> [Provided material]
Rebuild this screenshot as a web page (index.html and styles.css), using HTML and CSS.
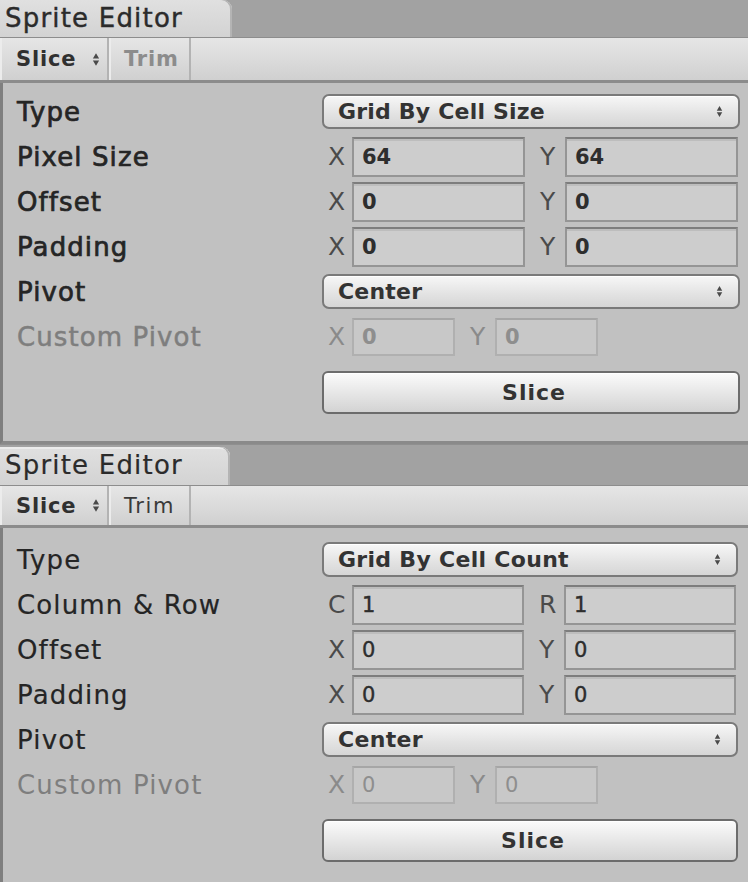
FILE: index.html
```html
<!DOCTYPE html>
<html>
<head>
<meta charset="utf-8">
<link rel="stylesheet" href="styles.css">
</head>
<body>
<div class="window p1">
  <div class="tabbar"><div class="tab">Sprite Editor</div></div>
  <div class="toolbar">
    <div class="tbtn slice-btn">Slice <svg class="updown" viewBox="0 0 9 16"><path d="M1 7 L4.5 1 L8 7 Z M1 9 L4.5 15 L8 9 Z"/></svg></div>
    <div class="tbtn trim-btn disabled">Trim</div>
  </div>
  <div class="content">
    <div class="label">Type</div>
    <div class="dropdown"><span class="dd-text">Grid By Cell Size</span><svg class="updown" viewBox="0 0 9 16"><path d="M1 7 L4.5 1 L8 7 Z M1 9 L4.5 15 L8 9 Z"/></svg></div>

    <div class="label">Pixel Size</div>
    <div class="vec"><span class="axis a1">X</span><div class="field">64</div><span class="axis a2">Y</span><div class="field">64</div></div>

    <div class="label">Offset</div>
    <div class="vec"><span class="axis a1">X</span><div class="field">0</div><span class="axis a2">Y</span><div class="field">0</div></div>

    <div class="label">Padding</div>
    <div class="vec"><span class="axis a1">X</span><div class="field">0</div><span class="axis a2">Y</span><div class="field">0</div></div>

    <div class="label">Pivot</div>
    <div class="dropdown"><span class="dd-text">Center</span><svg class="updown" viewBox="0 0 9 16"><path d="M1 7 L4.5 1 L8 7 Z M1 9 L4.5 15 L8 9 Z"/></svg></div>

    <div class="label disabled">Custom Pivot</div>
    <div class="vec small disabled"><span class="axis a1">X</span><div class="field">0</div><span class="axis a2">Y</span><div class="field">0</div></div>

    <div class="spacer"></div>
    <div class="button">Slice</div>
  </div>
</div>

<div class="window p2">
  <div class="tabbar"><div class="tab">Sprite Editor</div></div>
  <div class="toolbar">
    <div class="tbtn slice-btn">Slice <svg class="updown" viewBox="0 0 9 16"><path d="M1 7 L4.5 1 L8 7 Z M1 9 L4.5 15 L8 9 Z"/></svg></div>
    <div class="tbtn trim-btn">Trim</div>
  </div>
  <div class="content">
    <div class="label">Type</div>
    <div class="dropdown"><span class="dd-text">Grid By Cell Count</span><svg class="updown" viewBox="0 0 9 16"><path d="M1 7 L4.5 1 L8 7 Z M1 9 L4.5 15 L8 9 Z"/></svg></div>

    <div class="label">Column &amp; Row</div>
    <div class="vec"><span class="axis a1">C</span><div class="field">1</div><span class="axis a2">R</span><div class="field">1</div></div>

    <div class="label">Offset</div>
    <div class="vec"><span class="axis a1">X</span><div class="field">0</div><span class="axis a2">Y</span><div class="field">0</div></div>

    <div class="label">Padding</div>
    <div class="vec"><span class="axis a1">X</span><div class="field">0</div><span class="axis a2">Y</span><div class="field">0</div></div>

    <div class="label">Pivot</div>
    <div class="dropdown"><span class="dd-text">Center</span><svg class="updown" viewBox="0 0 9 16"><path d="M1 7 L4.5 1 L8 7 Z M1 9 L4.5 15 L8 9 Z"/></svg></div>

    <div class="label disabled">Custom Pivot</div>
    <div class="vec small disabled"><span class="axis a1">X</span><div class="field">0</div><span class="axis a2">Y</span><div class="field">0</div></div>

    <div class="spacer"></div>
    <div class="button">Slice</div>
  </div>
</div>
</body>
</html>
```
FILE: styles.css
```css
* { box-sizing: border-box; }

html, body {
  margin: 0;
  padding: 0;
}

body {
  width: 748px;
  height: 882px;
  overflow: hidden;
  background: #c0c0c0;
  font-family: "DejaVu Sans", "Liberation Sans", sans-serif;
  color: #262626;
}

/* ---------- tab bar ---------- */
.tabbar {
  height: 38px;
  background: #a2a2a2;
  border-bottom: 1px solid #8d8d8d;
  display: flex;
  align-items: flex-end;
}

.tab {
  width: 232px;
  height: 37px;
  background: linear-gradient(#e0e0e0, #d3d3d3);
  border-top-right-radius: 9px;
  box-shadow: inset -2px 0 0 #b4b4b4;
  font-size: 26px;
  letter-spacing: 1.2px;
  padding-left: 5px;
  line-height: 37px;
  color: #2b2b2b;
  white-space: nowrap;
  -webkit-text-stroke: 0.4px #2b2b2b;
}

.p2 .tabbar {
  height: 42px;
  border-top: 1px solid #8f8f8f;
}

.p2 .tab {
  width: 230px;
  height: 38px;
  box-shadow: inset -2px 0 0 #b4b4b4, inset 0 2px 0 #ececec;
  -webkit-text-stroke: 0.2px #2b2b2b;
}

/* ---------- toolbar ---------- */
.toolbar {
  height: 45px;
  display: flex;
  background: linear-gradient(#e6e6e6, #d0d0d0);
  border-bottom: 3px solid #8c8c8c;
}

.p2 .toolbar {
  height: 42px;
}

.tbtn {
  display: flex;
  align-items: center;
  height: 100%;
  font-size: 21px;
  font-weight: bold;
  letter-spacing: 0.8px;
  color: #303030;
  border-right: 2px solid #b3b3b3;
  box-shadow: inset 2px 0 0 #ececec;
}

.slice-btn {
  width: 109px;
  padding-left: 16px;
  gap: 16px;
}

.trim-btn {
  width: 82px;
  padding-left: 15px;
}

.tbtn.disabled {
  color: #8c8c8c;
}

.p2 .trim-btn {
  font-weight: normal;
  letter-spacing: 1.6px;
  color: #3a3a3a;
}

.updown {
  width: 8px;
  height: 15px;
  fill: #4a4a4a;
  flex: none;
}

/* ---------- content ---------- */
.content {
  display: grid;
  grid-template-columns: 305px 1fr;
  grid-auto-rows: 45px;
  align-items: center;
  background: #c1c1c1;
  border-left: 3px solid #7f7f7f;
  padding: 6px 8px 37px 14px;
}

.p1 .content {
  border-bottom: 3px solid #8a8a8a;
}

.p2 .content {
  padding-top: 9px;
  padding-right: 10px;
}

.label {
  font-size: 26px;
  letter-spacing: 1.1px;
  color: #252525;
  white-space: nowrap;
  -webkit-text-stroke: 0.7px #252525;
}

.p2 .label {
  -webkit-text-stroke: 0.2px #252525;
  letter-spacing: 1.15px;
}

.label.disabled {
  color: #7e7e7e;
  -webkit-text-stroke: 0.5px #7e7e7e;
}

.p2 .label.disabled {
  -webkit-text-stroke: 0;
}

/* dropdown */
.dropdown {
  height: 35px;
  border: 2px solid #7a7a7a;
  border-radius: 7px;
  background: linear-gradient(#f7f7f7, #e2e2e2 60%, #d6d6d6);
  box-shadow: inset 0 1px 0 #ffffff;
  display: flex;
  align-items: center;
  justify-content: space-between;
  padding: 0 15px 0 14px;
}

.dd-text {
  font-size: 22px;
  font-weight: bold;
  letter-spacing: 0.2px;
  color: #333;
  white-space: nowrap;
}

.p2 .dd-text {
  letter-spacing: 0.3px;
}

.dropdown .updown {
  width: 7px;
  height: 15px;
}

/* vector fields */
.vec {
  display: flex;
  align-items: center;
  padding-right: 2px;
}

.axis {
  font-size: 25px;
  color: #4a4a4a;
  flex: none;
}

.axis.a1 {
  width: 30px;
  padding-left: 6px;
}

.axis.a2 {
  width: 40px;
  padding-left: 15px;
}

.field {
  flex: 1;
  height: 40px;
  background: #cdcdcd;
  border: 2px solid #959595;
  border-top-color: #7d7d7d;
  box-shadow: inset 0 2px 0 #bdbdbd;
  font-size: 21px;
  font-weight: bold;
  color: #2e2e2e;
  padding-left: 8px;
  line-height: 36px;
}

.vec.small .field {
  flex: none;
  width: 103px;
  height: 38px;
  line-height: 34px;
}

.vec.disabled .axis {
  color: #8a8a8a;
}

.vec.disabled .field {
  background: #c8c8c8;
  border-color: #b0b0b0;
  border-top-color: #a6a6a6;
  box-shadow: none;
  color: #8e8e8e;
}

.p2 .field {
  font-weight: normal;
  -webkit-text-stroke: 0.4px #2e2e2e;
}

.p2 .vec.disabled .field {
  -webkit-text-stroke: 0;
}

/* slice button */
.spacer {
  height: 100%;
}

.button {
  align-self: end;
  height: 43px;
  border: 2px solid #6c6c6c;
  border-radius: 6px;
  background: linear-gradient(#fbfbfb, #e9e9e9 45%, #d3d3d3);
  box-shadow: inset 0 1px 0 #ffffff;
  display: flex;
  align-items: center;
  justify-content: center;
  font-size: 22px;
  font-weight: bold;
  letter-spacing: 1px;
  color: #333;
  margin-bottom: -10px;
  padding-left: 6px;
}
```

> [Set task]
Find the word "index" in the data and copy out each line where it turns up.

> [Task result]
Rebuild this screenshot as a web page (index.html and styles.css), using HTML and CSS.
FILE: index.html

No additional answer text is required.